EXERCISE.
Reproduce all the material exactly, minus any pictures it holds.

## begin DATA SECTION

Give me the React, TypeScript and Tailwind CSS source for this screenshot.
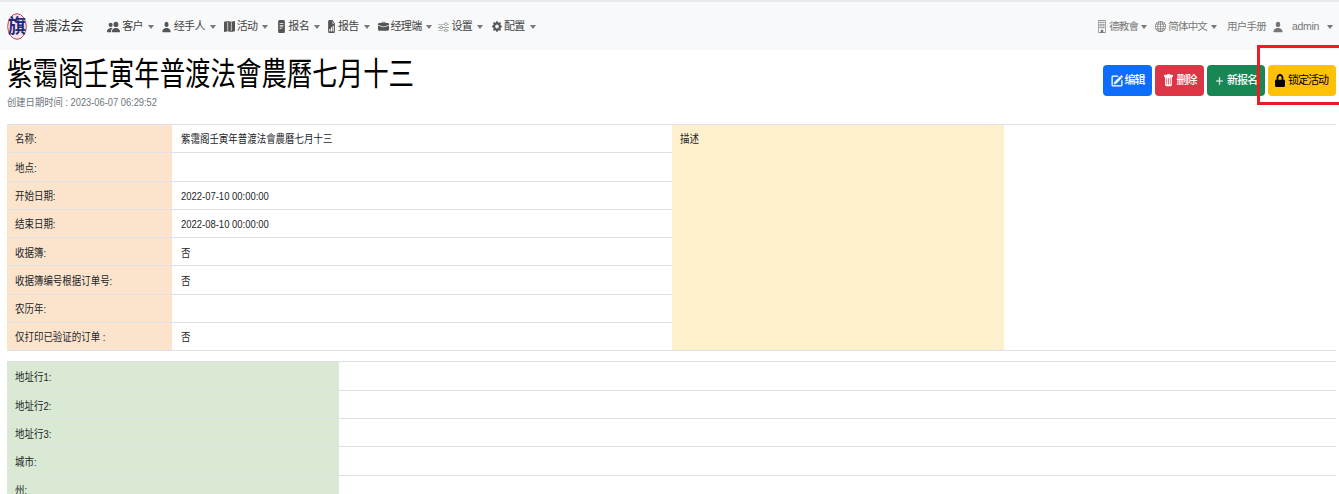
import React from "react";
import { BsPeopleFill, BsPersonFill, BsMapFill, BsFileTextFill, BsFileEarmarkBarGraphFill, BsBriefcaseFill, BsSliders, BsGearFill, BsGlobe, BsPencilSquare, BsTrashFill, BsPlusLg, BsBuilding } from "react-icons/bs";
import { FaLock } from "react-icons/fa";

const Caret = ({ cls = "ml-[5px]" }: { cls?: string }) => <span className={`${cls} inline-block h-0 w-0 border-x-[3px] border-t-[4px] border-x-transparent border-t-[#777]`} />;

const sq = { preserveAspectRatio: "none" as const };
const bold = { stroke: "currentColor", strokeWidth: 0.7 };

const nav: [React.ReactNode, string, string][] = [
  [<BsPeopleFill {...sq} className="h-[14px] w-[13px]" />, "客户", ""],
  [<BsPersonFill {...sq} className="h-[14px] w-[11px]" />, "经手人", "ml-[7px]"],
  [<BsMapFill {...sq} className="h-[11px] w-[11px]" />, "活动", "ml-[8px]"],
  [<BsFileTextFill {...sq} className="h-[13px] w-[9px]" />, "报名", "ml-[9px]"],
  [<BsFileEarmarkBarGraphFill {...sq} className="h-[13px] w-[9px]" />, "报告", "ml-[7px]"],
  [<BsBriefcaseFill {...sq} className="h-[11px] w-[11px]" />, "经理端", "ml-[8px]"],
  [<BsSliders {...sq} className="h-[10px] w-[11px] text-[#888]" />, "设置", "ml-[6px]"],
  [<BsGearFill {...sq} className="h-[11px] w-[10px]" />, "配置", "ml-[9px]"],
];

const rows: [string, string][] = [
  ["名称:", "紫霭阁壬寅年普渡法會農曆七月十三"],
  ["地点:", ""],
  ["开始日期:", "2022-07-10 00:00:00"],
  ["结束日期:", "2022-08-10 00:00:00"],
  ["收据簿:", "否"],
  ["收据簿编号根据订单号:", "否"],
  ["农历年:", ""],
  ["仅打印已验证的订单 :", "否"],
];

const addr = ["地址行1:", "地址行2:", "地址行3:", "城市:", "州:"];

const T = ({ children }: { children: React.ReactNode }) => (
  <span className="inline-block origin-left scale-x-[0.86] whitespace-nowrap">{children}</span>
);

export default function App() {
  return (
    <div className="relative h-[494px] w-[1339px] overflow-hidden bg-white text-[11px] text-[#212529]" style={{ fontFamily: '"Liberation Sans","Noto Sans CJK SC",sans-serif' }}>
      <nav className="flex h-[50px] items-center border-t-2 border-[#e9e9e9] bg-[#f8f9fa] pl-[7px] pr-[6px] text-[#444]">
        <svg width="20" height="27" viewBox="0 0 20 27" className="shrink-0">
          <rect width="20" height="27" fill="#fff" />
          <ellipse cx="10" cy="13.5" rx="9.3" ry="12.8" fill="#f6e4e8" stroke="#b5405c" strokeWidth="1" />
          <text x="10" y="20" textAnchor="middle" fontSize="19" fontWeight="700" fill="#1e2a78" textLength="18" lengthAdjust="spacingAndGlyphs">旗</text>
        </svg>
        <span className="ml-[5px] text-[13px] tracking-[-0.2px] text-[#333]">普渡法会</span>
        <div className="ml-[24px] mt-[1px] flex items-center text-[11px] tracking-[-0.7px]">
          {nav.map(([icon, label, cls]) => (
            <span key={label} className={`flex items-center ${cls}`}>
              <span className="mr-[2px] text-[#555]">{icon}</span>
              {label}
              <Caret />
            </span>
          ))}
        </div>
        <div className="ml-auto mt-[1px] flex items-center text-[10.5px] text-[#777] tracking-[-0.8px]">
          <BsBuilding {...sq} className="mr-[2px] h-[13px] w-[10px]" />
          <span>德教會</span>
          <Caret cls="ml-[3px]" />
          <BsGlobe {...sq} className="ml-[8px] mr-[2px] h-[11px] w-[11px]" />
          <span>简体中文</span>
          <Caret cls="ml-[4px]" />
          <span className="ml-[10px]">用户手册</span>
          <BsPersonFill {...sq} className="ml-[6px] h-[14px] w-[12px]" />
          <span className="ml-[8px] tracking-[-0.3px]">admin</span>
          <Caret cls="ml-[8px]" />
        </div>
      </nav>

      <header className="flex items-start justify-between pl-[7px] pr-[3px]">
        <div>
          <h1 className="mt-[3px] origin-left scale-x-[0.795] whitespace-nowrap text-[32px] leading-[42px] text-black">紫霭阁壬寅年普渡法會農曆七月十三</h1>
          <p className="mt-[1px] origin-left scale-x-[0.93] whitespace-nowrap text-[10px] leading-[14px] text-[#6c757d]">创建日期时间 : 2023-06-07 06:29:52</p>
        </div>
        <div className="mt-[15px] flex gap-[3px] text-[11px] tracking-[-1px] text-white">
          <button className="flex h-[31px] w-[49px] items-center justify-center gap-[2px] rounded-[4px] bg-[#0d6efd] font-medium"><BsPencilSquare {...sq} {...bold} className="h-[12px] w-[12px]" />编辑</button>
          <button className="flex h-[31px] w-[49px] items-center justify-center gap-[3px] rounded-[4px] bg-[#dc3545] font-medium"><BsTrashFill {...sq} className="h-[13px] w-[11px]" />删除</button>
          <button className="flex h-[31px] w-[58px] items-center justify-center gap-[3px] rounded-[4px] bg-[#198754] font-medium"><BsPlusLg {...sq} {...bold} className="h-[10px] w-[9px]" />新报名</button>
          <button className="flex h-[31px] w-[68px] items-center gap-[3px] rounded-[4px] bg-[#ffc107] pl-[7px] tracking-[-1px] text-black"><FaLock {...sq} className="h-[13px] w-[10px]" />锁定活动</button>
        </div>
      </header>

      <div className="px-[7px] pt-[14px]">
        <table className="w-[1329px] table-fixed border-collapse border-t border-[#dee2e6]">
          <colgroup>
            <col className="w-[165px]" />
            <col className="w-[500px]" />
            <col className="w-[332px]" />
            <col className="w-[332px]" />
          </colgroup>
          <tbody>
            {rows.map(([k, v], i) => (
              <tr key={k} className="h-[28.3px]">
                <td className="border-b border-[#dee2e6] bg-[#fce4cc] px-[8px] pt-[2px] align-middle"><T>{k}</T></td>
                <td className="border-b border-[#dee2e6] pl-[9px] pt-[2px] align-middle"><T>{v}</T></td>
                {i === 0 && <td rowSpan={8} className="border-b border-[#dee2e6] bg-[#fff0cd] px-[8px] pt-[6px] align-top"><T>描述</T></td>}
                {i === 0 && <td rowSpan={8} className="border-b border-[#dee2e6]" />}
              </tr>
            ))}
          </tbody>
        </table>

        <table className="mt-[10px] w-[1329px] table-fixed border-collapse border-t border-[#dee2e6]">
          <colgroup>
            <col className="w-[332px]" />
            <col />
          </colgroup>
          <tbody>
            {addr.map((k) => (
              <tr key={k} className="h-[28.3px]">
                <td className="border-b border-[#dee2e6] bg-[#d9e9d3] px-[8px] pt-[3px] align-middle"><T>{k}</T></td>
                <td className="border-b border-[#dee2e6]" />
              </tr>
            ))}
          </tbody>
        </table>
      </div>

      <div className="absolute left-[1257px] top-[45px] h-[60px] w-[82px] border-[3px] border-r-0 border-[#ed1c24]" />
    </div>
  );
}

## end DATA SECTION

SOLUTION TO THIS TASK.
Give me the React, TypeScript and Tailwind CSS source for this screenshot.
import React from "react";
import { BsPeopleFill, BsPersonFill, BsMapFill, BsFileTextFill, BsFileEarmarkBarGraphFill, BsBriefcaseFill, BsSliders, BsGearFill, BsGlobe, BsPencilSquare, BsTrashFill, BsPlusLg, BsBuilding } from "react-icons/bs";
import { FaLock } from "react-icons/fa";

const Caret = ({ cls = "ml-[5px]" }: { cls?: string }) => <span className={`${cls} inline-block h-0 w-0 border-x-[3px] border-t-[4px] border-x-transparent border-t-[#777]`} />;

const sq = { preserveAspectRatio: "none" as const };
const bold = { stroke: "currentColor", strokeWidth: 0.7 };

const nav: [React.ReactNode, string, string][] = [
  [<BsPeopleFill {...sq} className="h-[14px] w-[13px]" />, "客户", ""],
  [<BsPersonFill {...sq} className="h-[14px] w-[11px]" />, "经手人", "ml-[7px]"],
  [<BsMapFill {...sq} className="h-[11px] w-[11px]" />, "活动", "ml-[8px]"],
  [<BsFileTextFill {...sq} className="h-[13px] w-[9px]" />, "报名", "ml-[9px]"],
  [<BsFileEarmarkBarGraphFill {...sq} className="h-[13px] w-[9px]" />, "报告", "ml-[7px]"],
  [<BsBriefcaseFill {...sq} className="h-[11px] w-[11px]" />, "经理端", "ml-[8px]"],
  [<BsSliders {...sq} className="h-[10px] w-[11px] text-[#888]" />, "设置", "ml-[6px]"],
  [<BsGearFill {...sq} className="h-[11px] w-[10px]" />, "配置", "ml-[9px]"],
];

const rows: [string, string][] = [
  ["名称:", "紫霭阁壬寅年普渡法會農曆七月十三"],
  ["地点:", ""],
  ["开始日期:", "2022-07-10 00:00:00"],
  ["结束日期:", "2022-08-10 00:00:00"],
  ["收据簿:", "否"],
  ["收据簿编号根据订单号:", "否"],
  ["农历年:", ""],
  ["仅打印已验证的订单 :", "否"],
];

const addr = ["地址行1:", "地址行2:", "地址行3:", "城市:", "州:"];

const T = ({ children }: { children: React.ReactNode }) => (
  <span className="inline-block origin-left scale-x-[0.86] whitespace-nowrap">{children}</span>
);

export default function App() {
  return (
    <div className="relative h-[494px] w-[1339px] overflow-hidden bg-white text-[11px] text-[#212529]" style={{ fontFamily: '"Liberation Sans","Noto Sans CJK SC",sans-serif' }}>
      <nav className="flex h-[50px] items-center border-t-2 border-[#e9e9e9] bg-[#f8f9fa] pl-[7px] pr-[6px] text-[#444]">
        <svg width="20" height="27" viewBox="0 0 20 27" className="shrink-0">
          <rect width="20" height="27" fill="#fff" />
          <ellipse cx="10" cy="13.5" rx="9.3" ry="12.8" fill="#f6e4e8" stroke="#b5405c" strokeWidth="1" />
          <text x="10" y="20" textAnchor="middle" fontSize="19" fontWeight="700" fill="#1e2a78" textLength="18" lengthAdjust="spacingAndGlyphs">旗</text>
        </svg>
        <span className="ml-[5px] text-[13px] tracking-[-0.2px] text-[#333]">普渡法会</span>
        <div className="ml-[24px] mt-[1px] flex items-center text-[11px] tracking-[-0.7px]">
          {nav.map(([icon, label, cls]) => (
            <span key={label} className={`flex items-center ${cls}`}>
              <span className="mr-[2px] text-[#555]">{icon}</span>
              {label}
              <Caret />
            </span>
          ))}
        </div>
        <div className="ml-auto mt-[1px] flex items-center text-[10.5px] text-[#777] tracking-[-0.8px]">
          <BsBuilding {...sq} className="mr-[2px] h-[13px] w-[10px]" />
          <span>德教會</span>
          <Caret cls="ml-[3px]" />
          <BsGlobe {...sq} className="ml-[8px] mr-[2px] h-[11px] w-[11px]" />
          <span>简体中文</span>
          <Caret cls="ml-[4px]" />
          <span className="ml-[10px]">用户手册</span>
          <BsPersonFill {...sq} className="ml-[6px] h-[14px] w-[12px]" />
          <span className="ml-[8px] tracking-[-0.3px]">admin</span>
          <Caret cls="ml-[8px]" />
        </div>
      </nav>

      <header className="flex items-start justify-between pl-[7px] pr-[3px]">
        <div>
          <h1 className="mt-[3px] origin-left scale-x-[0.795] whitespace-nowrap text-[32px] leading-[42px] text-black">紫霭阁壬寅年普渡法會農曆七月十三</h1>
          <p className="mt-[1px] origin-left scale-x-[0.93] whitespace-nowrap text-[10px] leading-[14px] text-[#6c757d]">创建日期时间 : 2023-06-07 06:29:52</p>
        </div>
        <div className="mt-[15px] flex gap-[3px] text-[11px] tracking-[-1px] text-white">
          <button className="flex h-[31px] w-[49px] items-center justify-center gap-[2px] rounded-[4px] bg-[#0d6efd] font-medium"><BsPencilSquare {...sq} {...bold} className="h-[12px] w-[12px]" />编辑</button>
          <button className="flex h-[31px] w-[49px] items-center justify-center gap-[3px] rounded-[4px] bg-[#dc3545] font-medium"><BsTrashFill {...sq} className="h-[13px] w-[11px]" />删除</button>
          <button className="flex h-[31px] w-[58px] items-center justify-center gap-[3px] rounded-[4px] bg-[#198754] font-medium"><BsPlusLg {...sq} {...bold} className="h-[10px] w-[9px]" />新报名</button>
          <button className="flex h-[31px] w-[68px] items-center gap-[3px] rounded-[4px] bg-[#ffc107] pl-[7px] tracking-[-1px] text-black"><FaLock {...sq} className="h-[13px] w-[10px]" />锁定活动</button>
        </div>
      </header>

      <div className="px-[7px] pt-[14px]">
        <table className="w-[1329px] table-fixed border-collapse border-t border-[#dee2e6]">
          <colgroup>
            <col className="w-[165px]" />
            <col className="w-[500px]" />
            <col className="w-[332px]" />
            <col className="w-[332px]" />
          </colgroup>
          <tbody>
            {rows.map(([k, v], i) => (
              <tr key={k} className="h-[28.3px]">
                <td className="border-b border-[#dee2e6] bg-[#fce4cc] px-[8px] pt-[2px] align-middle"><T>{k}</T></td>
                <td className="border-b border-[#dee2e6] pl-[9px] pt-[2px] align-middle"><T>{v}</T></td>
                {i === 0 && <td rowSpan={8} className="border-b border-[#dee2e6] bg-[#fff0cd] px-[8px] pt-[6px] align-top"><T>描述</T></td>}
                {i === 0 && <td rowSpan={8} className="border-b border-[#dee2e6]" />}
              </tr>
            ))}
          </tbody>
        </table>

        <table className="mt-[10px] w-[1329px] table-fixed border-collapse border-t border-[#dee2e6]">
          <colgroup>
            <col className="w-[332px]" />
            <col />
          </colgroup>
          <tbody>
            {addr.map((k) => (
              <tr key={k} className="h-[28.3px]">
                <td className="border-b border-[#dee2e6] bg-[#d9e9d3] px-[8px] pt-[3px] align-middle"><T>{k}</T></td>
                <td className="border-b border-[#dee2e6]" />
              </tr>
            ))}
          </tbody>
        </table>
      </div>

      <div className="absolute left-[1257px] top-[45px] h-[60px] w-[82px] border-[3px] border-r-0 border-[#ed1c24]" />
    </div>
  );
}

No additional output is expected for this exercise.